___ Information shown ___

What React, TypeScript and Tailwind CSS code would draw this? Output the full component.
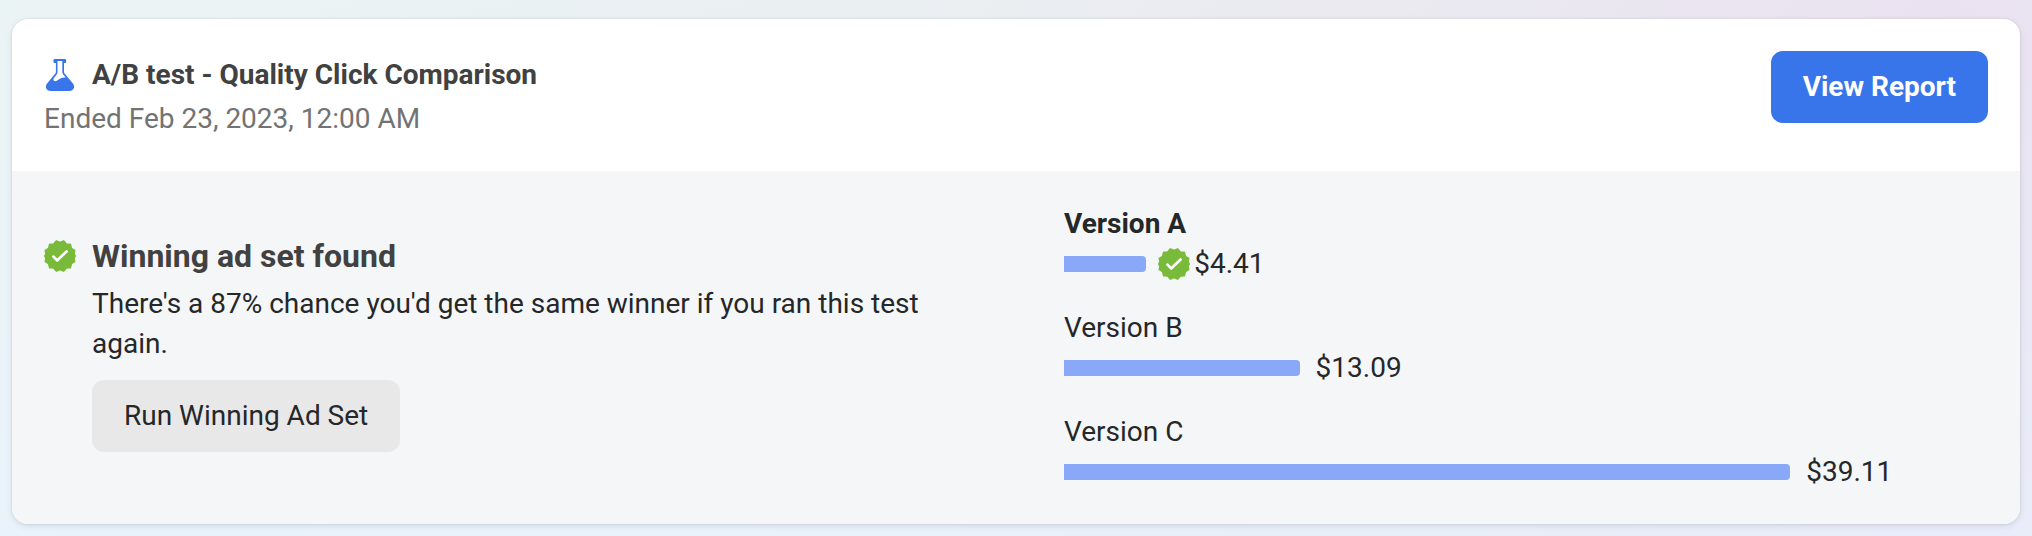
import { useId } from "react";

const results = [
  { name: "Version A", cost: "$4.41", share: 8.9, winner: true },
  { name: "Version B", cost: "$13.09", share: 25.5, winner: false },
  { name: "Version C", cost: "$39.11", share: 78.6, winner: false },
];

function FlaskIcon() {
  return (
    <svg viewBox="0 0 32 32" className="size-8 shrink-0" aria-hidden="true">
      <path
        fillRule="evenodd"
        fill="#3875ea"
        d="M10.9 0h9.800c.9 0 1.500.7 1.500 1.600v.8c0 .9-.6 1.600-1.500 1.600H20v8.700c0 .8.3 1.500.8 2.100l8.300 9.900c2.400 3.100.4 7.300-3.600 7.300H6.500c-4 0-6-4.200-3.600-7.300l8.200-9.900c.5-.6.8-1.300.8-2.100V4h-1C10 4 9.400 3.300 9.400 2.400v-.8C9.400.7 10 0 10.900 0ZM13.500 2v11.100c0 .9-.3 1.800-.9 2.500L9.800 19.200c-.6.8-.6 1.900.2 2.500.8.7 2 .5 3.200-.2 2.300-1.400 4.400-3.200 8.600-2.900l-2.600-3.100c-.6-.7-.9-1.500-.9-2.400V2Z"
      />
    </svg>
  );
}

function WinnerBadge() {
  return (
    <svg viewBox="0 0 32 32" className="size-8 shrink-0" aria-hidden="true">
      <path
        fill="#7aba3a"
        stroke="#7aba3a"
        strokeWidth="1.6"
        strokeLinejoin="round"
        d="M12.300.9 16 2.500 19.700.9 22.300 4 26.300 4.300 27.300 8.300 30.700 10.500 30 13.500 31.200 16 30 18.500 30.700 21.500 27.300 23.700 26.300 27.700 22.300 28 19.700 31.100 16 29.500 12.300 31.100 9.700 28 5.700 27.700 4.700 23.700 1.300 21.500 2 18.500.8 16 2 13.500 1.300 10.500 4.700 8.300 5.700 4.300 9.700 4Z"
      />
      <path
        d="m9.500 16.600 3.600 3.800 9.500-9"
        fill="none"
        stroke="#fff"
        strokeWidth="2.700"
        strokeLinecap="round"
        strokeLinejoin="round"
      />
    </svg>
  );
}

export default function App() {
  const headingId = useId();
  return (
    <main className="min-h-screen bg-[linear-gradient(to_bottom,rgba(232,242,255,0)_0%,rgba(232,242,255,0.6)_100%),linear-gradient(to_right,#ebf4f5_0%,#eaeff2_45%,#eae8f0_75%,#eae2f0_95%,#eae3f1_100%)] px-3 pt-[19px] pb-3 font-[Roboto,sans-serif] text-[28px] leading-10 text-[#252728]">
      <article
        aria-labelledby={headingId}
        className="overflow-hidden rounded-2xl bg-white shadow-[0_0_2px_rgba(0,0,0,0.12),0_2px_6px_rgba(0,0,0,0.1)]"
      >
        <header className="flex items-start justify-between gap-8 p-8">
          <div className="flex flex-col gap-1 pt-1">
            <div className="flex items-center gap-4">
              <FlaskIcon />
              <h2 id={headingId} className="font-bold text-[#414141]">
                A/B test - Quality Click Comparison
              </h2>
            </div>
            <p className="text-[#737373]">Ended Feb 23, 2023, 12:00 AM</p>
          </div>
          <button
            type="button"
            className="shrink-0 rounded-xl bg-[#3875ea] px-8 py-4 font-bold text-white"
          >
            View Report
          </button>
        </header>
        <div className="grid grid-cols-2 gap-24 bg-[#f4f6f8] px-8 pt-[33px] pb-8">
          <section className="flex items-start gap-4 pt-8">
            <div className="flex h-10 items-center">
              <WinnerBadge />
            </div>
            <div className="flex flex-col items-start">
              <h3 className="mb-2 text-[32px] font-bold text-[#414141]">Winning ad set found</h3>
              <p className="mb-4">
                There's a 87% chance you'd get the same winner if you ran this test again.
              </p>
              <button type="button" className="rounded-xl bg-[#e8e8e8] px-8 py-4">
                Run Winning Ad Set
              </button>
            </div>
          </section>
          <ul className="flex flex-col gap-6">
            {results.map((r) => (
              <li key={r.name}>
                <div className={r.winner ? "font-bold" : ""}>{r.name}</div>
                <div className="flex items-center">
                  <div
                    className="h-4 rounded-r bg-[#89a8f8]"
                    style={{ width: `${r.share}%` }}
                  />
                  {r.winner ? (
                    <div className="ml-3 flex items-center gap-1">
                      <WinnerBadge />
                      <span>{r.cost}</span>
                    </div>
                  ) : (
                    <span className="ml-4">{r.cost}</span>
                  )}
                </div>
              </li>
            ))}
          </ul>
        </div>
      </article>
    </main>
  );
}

___

### The task
Output each line exactly; omit every picture.

### Written answer
What React, TypeScript and Tailwind CSS code would draw this? Output the full component.
import { useId } from "react";

const results = [
  { name: "Version A", cost: "$4.41", share: 8.9, winner: true },
  { name: "Version B", cost: "$13.09", share: 25.5, winner: false },
  { name: "Version C", cost: "$39.11", share: 78.6, winner: false },
];

function FlaskIcon() {
  return (
    <svg viewBox="0 0 32 32" className="size-8 shrink-0" aria-hidden="true">
      <path
        fillRule="evenodd"
        fill="#3875ea"
        d="M10.9 0h9.800c.9 0 1.500.7 1.500 1.600v.8c0 .9-.6 1.600-1.500 1.600H20v8.700c0 .8.3 1.500.8 2.100l8.300 9.900c2.400 3.100.4 7.300-3.600 7.300H6.500c-4 0-6-4.200-3.600-7.300l8.200-9.900c.5-.6.8-1.300.8-2.100V4h-1C10 4 9.400 3.300 9.400 2.400v-.8C9.400.7 10 0 10.900 0ZM13.500 2v11.100c0 .9-.3 1.800-.9 2.500L9.800 19.200c-.6.8-.6 1.900.2 2.500.8.7 2 .5 3.200-.2 2.300-1.400 4.400-3.200 8.600-2.900l-2.600-3.100c-.6-.7-.9-1.500-.9-2.400V2Z"
      />
    </svg>
  );
}

function WinnerBadge() {
  return (
    <svg viewBox="0 0 32 32" className="size-8 shrink-0" aria-hidden="true">
      <path
        fill="#7aba3a"
        stroke="#7aba3a"
        strokeWidth="1.6"
        strokeLinejoin="round"
        d="M12.300.9 16 2.500 19.700.9 22.300 4 26.300 4.300 27.300 8.300 30.700 10.500 30 13.500 31.200 16 30 18.500 30.700 21.500 27.300 23.700 26.300 27.700 22.300 28 19.700 31.100 16 29.500 12.300 31.100 9.700 28 5.700 27.700 4.700 23.700 1.300 21.500 2 18.500.8 16 2 13.500 1.300 10.500 4.700 8.300 5.700 4.300 9.700 4Z"
      />
      <path
        d="m9.500 16.600 3.600 3.800 9.500-9"
        fill="none"
        stroke="#fff"
        strokeWidth="2.700"
        strokeLinecap="round"
        strokeLinejoin="round"
      />
    </svg>
  );
}

export default function App() {
  const headingId = useId();
  return (
    <main className="min-h-screen bg-[linear-gradient(to_bottom,rgba(232,242,255,0)_0%,rgba(232,242,255,0.6)_100%),linear-gradient(to_right,#ebf4f5_0%,#eaeff2_45%,#eae8f0_75%,#eae2f0_95%,#eae3f1_100%)] px-3 pt-[19px] pb-3 font-[Roboto,sans-serif] text-[28px] leading-10 text-[#252728]">
      <article
        aria-labelledby={headingId}
        className="overflow-hidden rounded-2xl bg-white shadow-[0_0_2px_rgba(0,0,0,0.12),0_2px_6px_rgba(0,0,0,0.1)]"
      >
        <header className="flex items-start justify-between gap-8 p-8">
          <div className="flex flex-col gap-1 pt-1">
            <div className="flex items-center gap-4">
              <FlaskIcon />
              <h2 id={headingId} className="font-bold text-[#414141]">
                A/B test - Quality Click Comparison
              </h2>
            </div>
            <p className="text-[#737373]">Ended Feb 23, 2023, 12:00 AM</p>
          </div>
          <button
            type="button"
            className="shrink-0 rounded-xl bg-[#3875ea] px-8 py-4 font-bold text-white"
          >
            View Report
          </button>
        </header>
        <div className="grid grid-cols-2 gap-24 bg-[#f4f6f8] px-8 pt-[33px] pb-8">
          <section className="flex items-start gap-4 pt-8">
            <div className="flex h-10 items-center">
              <WinnerBadge />
            </div>
            <div className="flex flex-col items-start">
              <h3 className="mb-2 text-[32px] font-bold text-[#414141]">Winning ad set found</h3>
              <p className="mb-4">
                There's a 87% chance you'd get the same winner if you ran this test again.
              </p>
              <button type="button" className="rounded-xl bg-[#e8e8e8] px-8 py-4">
                Run Winning Ad Set
              </button>
            </div>
          </section>
          <ul className="flex flex-col gap-6">
            {results.map((r) => (
              <li key={r.name}>
                <div className={r.winner ? "font-bold" : ""}>{r.name}</div>
                <div className="flex items-center">
                  <div
                    className="h-4 rounded-r bg-[#89a8f8]"
                    style={{ width: `${r.share}%` }}
                  />
                  {r.winner ? (
                    <div className="ml-3 flex items-center gap-1">
                      <WinnerBadge />
                      <span>{r.cost}</span>
                    </div>
                  ) : (
                    <span className="ml-4">{r.cost}</span>
                  )}
                </div>
              </li>
            ))}
          </ul>
        </div>
      </article>
    </main>
  );
}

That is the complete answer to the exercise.